This week we learn that NASA may not have the space shuttle but they're keeping themselves busy, some computers are getting "Flame"d thanks to a new virus and Sony is downplaying the Wii U.
If the used game debate is anything to go by, people have really mixed feelings about buying secondhand goods. One of the most common defenses of used games is that they're very affordable to people on a budget. Imagine, then, that your budget has been slashed and your favorite toy is about to break. NASA recently found itself in such a position, but the National Reconnaissance Office was there to help. Two space telescopes - just as big as the Hubble, but with better hardware - came into NASA's hands via the American intelligence organization. Instead of documenting the Earth below it, one of the telescopes will turn heavenwards to research dark energy, the theoretical substance that keeps the universe expanding at an accelerating pace. (Link)
"Flame" Virus Freaking Out Cybersecurity Personnel Worldwide
Despite what the delightful narrator from Fallout has to say on the subject, war is indeed changing. Incursions into the territory of a sovereign state no longer necessitate the use of spies and armies; technology has taken the mantle, leaving behind traces of code in the places formerly occupied by whispers and manila envelopes. The sneakiest weapon in this new kind of war is the data-stealing virus, and the world's all up in arms about one in particular this week: Flame. (Link)
NASA Compiles Stunning Transit of Venus Video
Astrophysicist and well-known badass Neil deGrasse Tyson once calculated that you couldcook a 16" pepperoni pizza in nine seconds on the surface of Venus. For what it's worth, the sun could similarly cook Venus - about 1,443,000 of it at once, if need be. These two galactic hotbeds converged in a rare cosmic ballet on June 5, 2012 when observers on Earth observed the transit of Venus across the sun. Using terabytes upon terabytes of photographs and videos, NASA compiled a video of the event, showing the sun's radiance across a spectrum of colors and Venus as a haunting, ephemeral silhouette. (Link)

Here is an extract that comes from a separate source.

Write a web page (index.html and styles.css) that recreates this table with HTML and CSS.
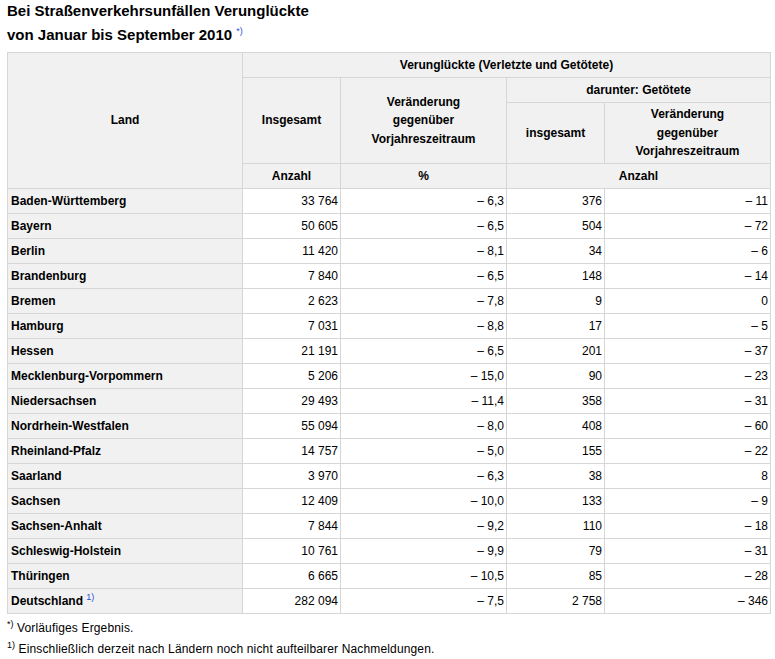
FILE: index.html
```html
<!DOCTYPE html>
<html lang="de">
<head>
<meta charset="utf-8">
<title>Verunglückte</title>
<link rel="stylesheet" href="styles.css">
</head>
<body>
<div class="page">
  <h1 class="title">Bei Straßenverkehrsunfällen Verunglückte<br>von Januar bis September 2010 <sup class="ref">*)</sup></h1>
  <table class="data">
    <colgroup>
      <col class="c-land"><col class="c-num"><col class="c-chg"><col class="c-num"><col class="c-chg">
    </colgroup>
    <thead>
      <tr class="h1">
        <th rowspan="4">Land</th>
        <th colspan="4">Verunglückte (Verletzte und Getötete)</th>
      </tr>
      <tr class="h2">
        <th rowspan="2">Insgesamt</th>
        <th rowspan="2">Veränderung<br>gegenüber<br>Vorjahreszeitraum</th>
        <th colspan="2">darunter: Getötete</th>
      </tr>
      <tr class="h3">
        <th>insgesamt</th>
        <th>Veränderung<br>gegenüber<br>Vorjahreszeitraum</th>
      </tr>
      <tr class="h4">
        <th>Anzahl</th>
        <th>%</th>
        <th colspan="2">Anzahl</th>
      </tr>
    </thead>
    <tbody>
      <tr><th>Baden-Württemberg</th><td>33 764</td><td>– 6,3</td><td>376</td><td>– 11</td></tr>
      <tr><th>Bayern</th><td>50 605</td><td>– 6,5</td><td>504</td><td>– 72</td></tr>
      <tr><th>Berlin</th><td>11 420</td><td>– 8,1</td><td>34</td><td>– 6</td></tr>
      <tr><th>Brandenburg</th><td>7 840</td><td>– 6,5</td><td>148</td><td>– 14</td></tr>
      <tr><th>Bremen</th><td>2 623</td><td>– 7,8</td><td>9</td><td>0</td></tr>
      <tr><th>Hamburg</th><td>7 031</td><td>– 8,8</td><td>17</td><td>– 5</td></tr>
      <tr><th>Hessen</th><td>21 191</td><td>– 6,5</td><td>201</td><td>– 37</td></tr>
      <tr><th>Mecklenburg-Vorpommern</th><td>5 206</td><td>– 15,0</td><td>90</td><td>– 23</td></tr>
      <tr><th>Niedersachsen</th><td>29 493</td><td>– 11,4</td><td>358</td><td>– 31</td></tr>
      <tr><th>Nordrhein-Westfalen</th><td>55 094</td><td>– 8,0</td><td>408</td><td>– 60</td></tr>
      <tr><th>Rheinland-Pfalz</th><td>14 757</td><td>– 5,0</td><td>155</td><td>– 22</td></tr>
      <tr><th>Saarland</th><td>3 970</td><td>– 6,3</td><td>38</td><td>8</td></tr>
      <tr><th>Sachsen</th><td>12 409</td><td>– 10,0</td><td>133</td><td>– 9</td></tr>
      <tr><th>Sachsen-Anhalt</th><td>7 844</td><td>– 9,2</td><td>110</td><td>– 18</td></tr>
      <tr><th>Schleswig-Holstein</th><td>10 761</td><td>– 9,9</td><td>79</td><td>– 31</td></tr>
      <tr><th>Thüringen</th><td>6 665</td><td>– 10,5</td><td>85</td><td>– 28</td></tr>
      <tr><th>Deutschland <sup class="ref">1)</sup></th><td>282 094</td><td>– 7,5</td><td>2 758</td><td>– 346</td></tr>
    </tbody>
  </table>
  <div class="notes">
    <p><sup class="fn">*)</sup> Vorläufiges Ergebnis.</p>
    <p><sup class="fn">1)</sup> Einschließlich derzeit nach Ländern noch nicht aufteilbarer Nachmeldungen.</p>
  </div>
</div>
</body>
</html>
```
FILE: styles.css
```css
html, body {
  margin: 0;
  padding: 0;
  background: #ffffff;
}
body {
  font-family: "Liberation Sans", Arial, sans-serif;
  font-size: 12px;
  color: #000;
}
.page {
  padding: 0 7px;
}
.title {
  font-size: 15px;
  font-weight: bold;
  line-height: 24px;
  height: 48px;
  margin: -1px 0 5px 0;
}
.ref {
  color: #2a4fd0;
  font-size: 9px;
  font-weight: normal;
  vertical-align: 5px;
  line-height: 0;
}
.title .ref {
  vertical-align: 6px;
}
.data {
  border-collapse: collapse;
  table-layout: fixed;
  width: 764px;
}
.c-land { width: 235px; }
.c-num { width: 98px; }
.c-chg { width: 166px; }
.data th, .data td {
  border: 1px solid #d6d6d6;
  padding: 0 3px;
  height: 24px;
  line-height: 18.5px;
  box-sizing: border-box;
}
.data thead th {
  background: #f1f1f1;
  font-weight: bold;
  text-align: center;
  vertical-align: middle;
}
.data tr.h1 th, .data tr.h2 th, .data tr.h4 th { height: 25px; }
.data tr.h3 th { height: 61px; }
.data tbody tr { height: 25px; }
.data tbody th {
  background: #f1f1f1;
  font-weight: bold;
  text-align: left;
  padding-left: 3px;
  height: 25px;
}
.data tbody td {
  background: #ffffff;
  text-align: right;
  padding-right: 2px;
  height: 25px;
}
.notes {
  margin-top: 4px;
  letter-spacing: 0.15px;
}
.notes p {
  margin: 0;
  line-height: 21px;
}
.fn {
  font-size: 9px;
  vertical-align: 5px;
  line-height: 0;
  letter-spacing: 0;
}
```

Wii U Miiverse Will Use Human Screening
Gamers are, in my experience, prone to the desultory expletive, the occasional racial slur and the odd crudely-drawn phallus et scrotum combo. Their admirable determination to be base and awful to one another over the internet, no matter how hard service providers try to stop them, is legendary. So how does Nintendo intend to keep its Miiverse social network, which allows players to post drawings and scribbles they create on the Wii U's touch screen controller, clean and family friendly? According to Nintendo's chief executive, Satoru Iwata, Nintendo is going to use three separate systems. (Link)
Sony: Wii U Launch Lead Isn't Important
At least, according to Sony's Senior VP of Product Development and Worldwide Studios, Scott Rohde. When he was asked whether the fact Nintendo is well on its way to releasing the Wii U, while Sony has yet to announce a next-gen console would present any challenges, Rohde responded with an emphatic no. "Not at all. That's the simple answer," he told Joystiq. "In very similar fashion to the way I'm talking about game development, we have a very strong vision in what we believe we're gonna do for the next generation. And we're not talking about it at all yet."